## [What the task requires]
Type out the data exactly as given. Skip any image.

⁂

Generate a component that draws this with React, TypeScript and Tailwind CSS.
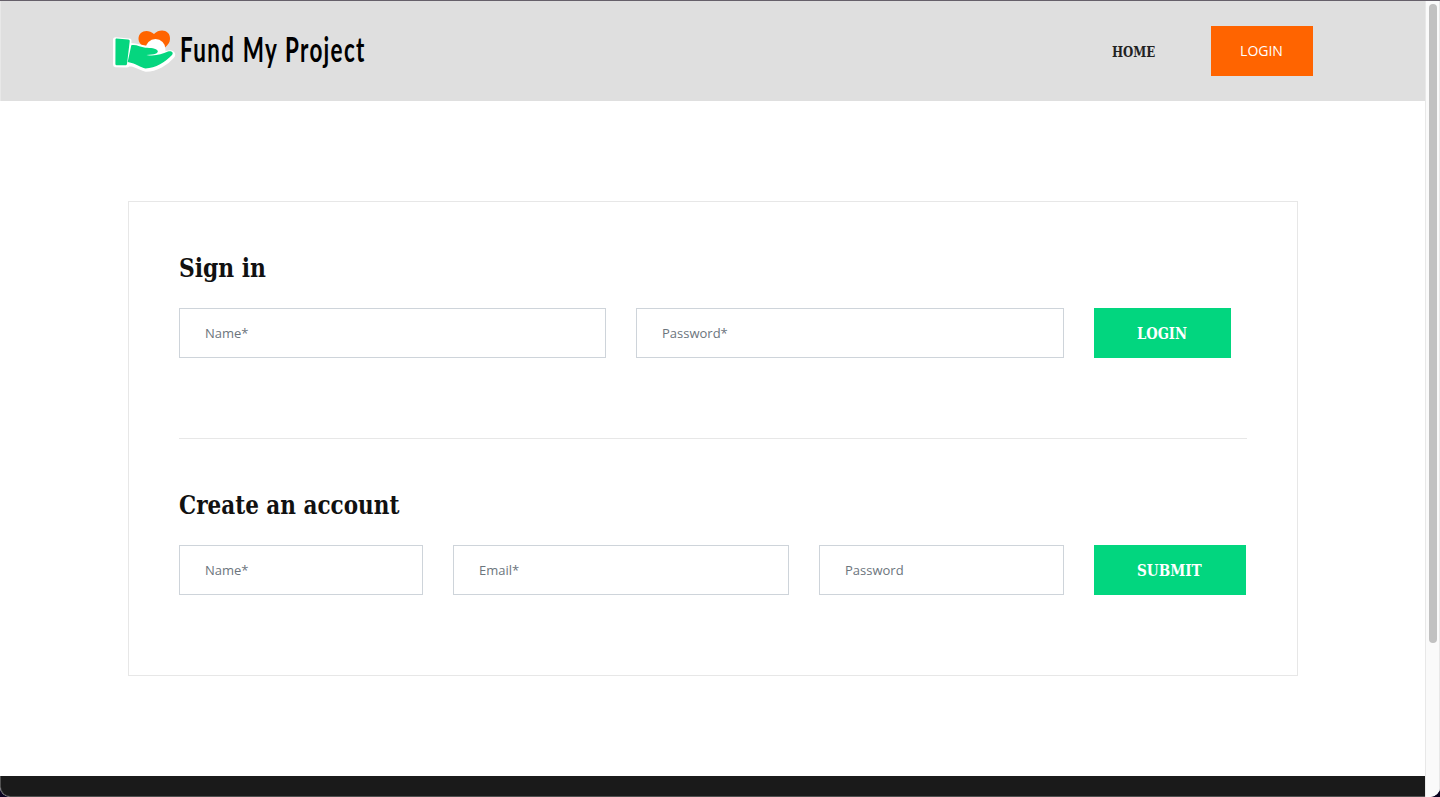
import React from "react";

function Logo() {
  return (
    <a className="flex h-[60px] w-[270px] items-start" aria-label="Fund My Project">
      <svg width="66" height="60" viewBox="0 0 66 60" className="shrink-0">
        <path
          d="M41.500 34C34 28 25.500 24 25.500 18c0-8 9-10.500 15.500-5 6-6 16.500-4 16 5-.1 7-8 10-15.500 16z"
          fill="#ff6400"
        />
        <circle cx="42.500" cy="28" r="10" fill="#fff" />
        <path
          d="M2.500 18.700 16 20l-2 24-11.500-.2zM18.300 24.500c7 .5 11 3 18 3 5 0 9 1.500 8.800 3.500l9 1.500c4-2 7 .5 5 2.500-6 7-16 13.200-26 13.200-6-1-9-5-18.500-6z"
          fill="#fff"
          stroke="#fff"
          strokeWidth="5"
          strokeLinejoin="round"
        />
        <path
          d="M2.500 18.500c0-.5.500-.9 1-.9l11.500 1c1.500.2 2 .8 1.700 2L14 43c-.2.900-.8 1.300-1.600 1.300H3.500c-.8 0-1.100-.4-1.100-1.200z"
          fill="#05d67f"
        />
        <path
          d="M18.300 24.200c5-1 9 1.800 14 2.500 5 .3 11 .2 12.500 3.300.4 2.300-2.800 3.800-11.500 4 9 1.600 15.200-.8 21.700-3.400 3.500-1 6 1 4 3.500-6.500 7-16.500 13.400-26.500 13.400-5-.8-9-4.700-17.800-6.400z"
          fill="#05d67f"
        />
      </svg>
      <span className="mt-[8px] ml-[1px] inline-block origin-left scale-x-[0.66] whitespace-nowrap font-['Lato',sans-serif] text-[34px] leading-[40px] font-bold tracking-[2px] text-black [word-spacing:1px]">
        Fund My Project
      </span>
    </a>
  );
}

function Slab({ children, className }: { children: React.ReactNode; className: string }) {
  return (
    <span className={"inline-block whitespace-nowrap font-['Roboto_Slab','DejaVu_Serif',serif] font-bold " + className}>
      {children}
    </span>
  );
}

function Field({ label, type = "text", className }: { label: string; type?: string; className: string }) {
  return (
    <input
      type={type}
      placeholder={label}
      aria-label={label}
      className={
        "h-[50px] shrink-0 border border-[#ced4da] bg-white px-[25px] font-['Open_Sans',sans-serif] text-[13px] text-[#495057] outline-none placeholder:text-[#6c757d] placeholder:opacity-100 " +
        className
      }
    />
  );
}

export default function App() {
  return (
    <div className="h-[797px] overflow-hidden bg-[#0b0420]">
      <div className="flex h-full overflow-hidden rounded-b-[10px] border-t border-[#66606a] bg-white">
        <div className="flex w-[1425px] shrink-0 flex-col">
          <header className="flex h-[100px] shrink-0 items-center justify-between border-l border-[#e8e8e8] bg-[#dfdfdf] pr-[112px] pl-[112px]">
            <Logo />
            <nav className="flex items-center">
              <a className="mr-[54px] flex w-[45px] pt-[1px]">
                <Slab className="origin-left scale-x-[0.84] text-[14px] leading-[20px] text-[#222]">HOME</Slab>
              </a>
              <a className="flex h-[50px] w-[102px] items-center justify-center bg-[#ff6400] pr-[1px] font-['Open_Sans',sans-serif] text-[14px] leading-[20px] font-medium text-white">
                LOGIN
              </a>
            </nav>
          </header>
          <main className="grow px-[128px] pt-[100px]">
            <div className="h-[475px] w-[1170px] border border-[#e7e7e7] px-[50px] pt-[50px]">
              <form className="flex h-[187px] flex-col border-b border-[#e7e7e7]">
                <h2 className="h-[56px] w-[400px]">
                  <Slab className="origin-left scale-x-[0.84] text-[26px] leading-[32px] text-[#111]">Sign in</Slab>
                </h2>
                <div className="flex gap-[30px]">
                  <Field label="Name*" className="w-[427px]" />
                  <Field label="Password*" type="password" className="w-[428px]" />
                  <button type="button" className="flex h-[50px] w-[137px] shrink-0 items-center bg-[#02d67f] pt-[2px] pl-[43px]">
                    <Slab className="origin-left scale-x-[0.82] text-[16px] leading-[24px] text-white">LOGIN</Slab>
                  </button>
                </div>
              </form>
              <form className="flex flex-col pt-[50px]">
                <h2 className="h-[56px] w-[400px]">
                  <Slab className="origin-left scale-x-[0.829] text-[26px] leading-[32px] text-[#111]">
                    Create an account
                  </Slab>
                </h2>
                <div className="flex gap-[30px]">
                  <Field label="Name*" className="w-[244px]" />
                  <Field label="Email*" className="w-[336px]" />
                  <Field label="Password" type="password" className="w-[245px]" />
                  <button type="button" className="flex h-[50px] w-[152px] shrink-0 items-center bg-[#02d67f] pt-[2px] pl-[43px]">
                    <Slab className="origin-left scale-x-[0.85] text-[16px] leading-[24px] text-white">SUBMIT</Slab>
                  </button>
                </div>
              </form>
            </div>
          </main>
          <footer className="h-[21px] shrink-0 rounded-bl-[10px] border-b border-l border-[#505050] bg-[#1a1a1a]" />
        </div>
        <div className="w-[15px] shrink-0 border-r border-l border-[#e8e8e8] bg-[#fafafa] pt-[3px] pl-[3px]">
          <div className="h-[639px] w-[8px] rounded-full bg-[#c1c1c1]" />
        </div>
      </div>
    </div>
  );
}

⁂

## [Full output]
Generate a component that draws this with React, TypeScript and Tailwind CSS.
import React from "react";

function Logo() {
  return (
    <a className="flex h-[60px] w-[270px] items-start" aria-label="Fund My Project">
      <svg width="66" height="60" viewBox="0 0 66 60" className="shrink-0">
        <path
          d="M41.500 34C34 28 25.500 24 25.500 18c0-8 9-10.500 15.500-5 6-6 16.500-4 16 5-.1 7-8 10-15.500 16z"
          fill="#ff6400"
        />
        <circle cx="42.500" cy="28" r="10" fill="#fff" />
        <path
          d="M2.500 18.700 16 20l-2 24-11.500-.2zM18.300 24.500c7 .5 11 3 18 3 5 0 9 1.500 8.800 3.500l9 1.500c4-2 7 .5 5 2.500-6 7-16 13.200-26 13.200-6-1-9-5-18.500-6z"
          fill="#fff"
          stroke="#fff"
          strokeWidth="5"
          strokeLinejoin="round"
        />
        <path
          d="M2.500 18.500c0-.5.500-.9 1-.9l11.500 1c1.500.2 2 .8 1.700 2L14 43c-.2.900-.8 1.300-1.600 1.300H3.500c-.8 0-1.100-.4-1.100-1.200z"
          fill="#05d67f"
        />
        <path
          d="M18.300 24.200c5-1 9 1.800 14 2.500 5 .3 11 .2 12.500 3.300.4 2.300-2.800 3.800-11.500 4 9 1.600 15.200-.8 21.700-3.400 3.500-1 6 1 4 3.500-6.500 7-16.500 13.400-26.500 13.400-5-.8-9-4.700-17.800-6.400z"
          fill="#05d67f"
        />
      </svg>
      <span className="mt-[8px] ml-[1px] inline-block origin-left scale-x-[0.66] whitespace-nowrap font-['Lato',sans-serif] text-[34px] leading-[40px] font-bold tracking-[2px] text-black [word-spacing:1px]">
        Fund My Project
      </span>
    </a>
  );
}

function Slab({ children, className }: { children: React.ReactNode; className: string }) {
  return (
    <span className={"inline-block whitespace-nowrap font-['Roboto_Slab','DejaVu_Serif',serif] font-bold " + className}>
      {children}
    </span>
  );
}

function Field({ label, type = "text", className }: { label: string; type?: string; className: string }) {
  return (
    <input
      type={type}
      placeholder={label}
      aria-label={label}
      className={
        "h-[50px] shrink-0 border border-[#ced4da] bg-white px-[25px] font-['Open_Sans',sans-serif] text-[13px] text-[#495057] outline-none placeholder:text-[#6c757d] placeholder:opacity-100 " +
        className
      }
    />
  );
}

export default function App() {
  return (
    <div className="h-[797px] overflow-hidden bg-[#0b0420]">
      <div className="flex h-full overflow-hidden rounded-b-[10px] border-t border-[#66606a] bg-white">
        <div className="flex w-[1425px] shrink-0 flex-col">
          <header className="flex h-[100px] shrink-0 items-center justify-between border-l border-[#e8e8e8] bg-[#dfdfdf] pr-[112px] pl-[112px]">
            <Logo />
            <nav className="flex items-center">
              <a className="mr-[54px] flex w-[45px] pt-[1px]">
                <Slab className="origin-left scale-x-[0.84] text-[14px] leading-[20px] text-[#222]">HOME</Slab>
              </a>
              <a className="flex h-[50px] w-[102px] items-center justify-center bg-[#ff6400] pr-[1px] font-['Open_Sans',sans-serif] text-[14px] leading-[20px] font-medium text-white">
                LOGIN
              </a>
            </nav>
          </header>
          <main className="grow px-[128px] pt-[100px]">
            <div className="h-[475px] w-[1170px] border border-[#e7e7e7] px-[50px] pt-[50px]">
              <form className="flex h-[187px] flex-col border-b border-[#e7e7e7]">
                <h2 className="h-[56px] w-[400px]">
                  <Slab className="origin-left scale-x-[0.84] text-[26px] leading-[32px] text-[#111]">Sign in</Slab>
                </h2>
                <div className="flex gap-[30px]">
                  <Field label="Name*" className="w-[427px]" />
                  <Field label="Password*" type="password" className="w-[428px]" />
                  <button type="button" className="flex h-[50px] w-[137px] shrink-0 items-center bg-[#02d67f] pt-[2px] pl-[43px]">
                    <Slab className="origin-left scale-x-[0.82] text-[16px] leading-[24px] text-white">LOGIN</Slab>
                  </button>
                </div>
              </form>
              <form className="flex flex-col pt-[50px]">
                <h2 className="h-[56px] w-[400px]">
                  <Slab className="origin-left scale-x-[0.829] text-[26px] leading-[32px] text-[#111]">
                    Create an account
                  </Slab>
                </h2>
                <div className="flex gap-[30px]">
                  <Field label="Name*" className="w-[244px]" />
                  <Field label="Email*" className="w-[336px]" />
                  <Field label="Password" type="password" className="w-[245px]" />
                  <button type="button" className="flex h-[50px] w-[152px] shrink-0 items-center bg-[#02d67f] pt-[2px] pl-[43px]">
                    <Slab className="origin-left scale-x-[0.85] text-[16px] leading-[24px] text-white">SUBMIT</Slab>
                  </button>
                </div>
              </form>
            </div>
          </main>
          <footer className="h-[21px] shrink-0 rounded-bl-[10px] border-b border-l border-[#505050] bg-[#1a1a1a]" />
        </div>
        <div className="w-[15px] shrink-0 border-r border-l border-[#e8e8e8] bg-[#fafafa] pt-[3px] pl-[3px]">
          <div className="h-[639px] w-[8px] rounded-full bg-[#c1c1c1]" />
        </div>
      </div>
    </div>
  );
}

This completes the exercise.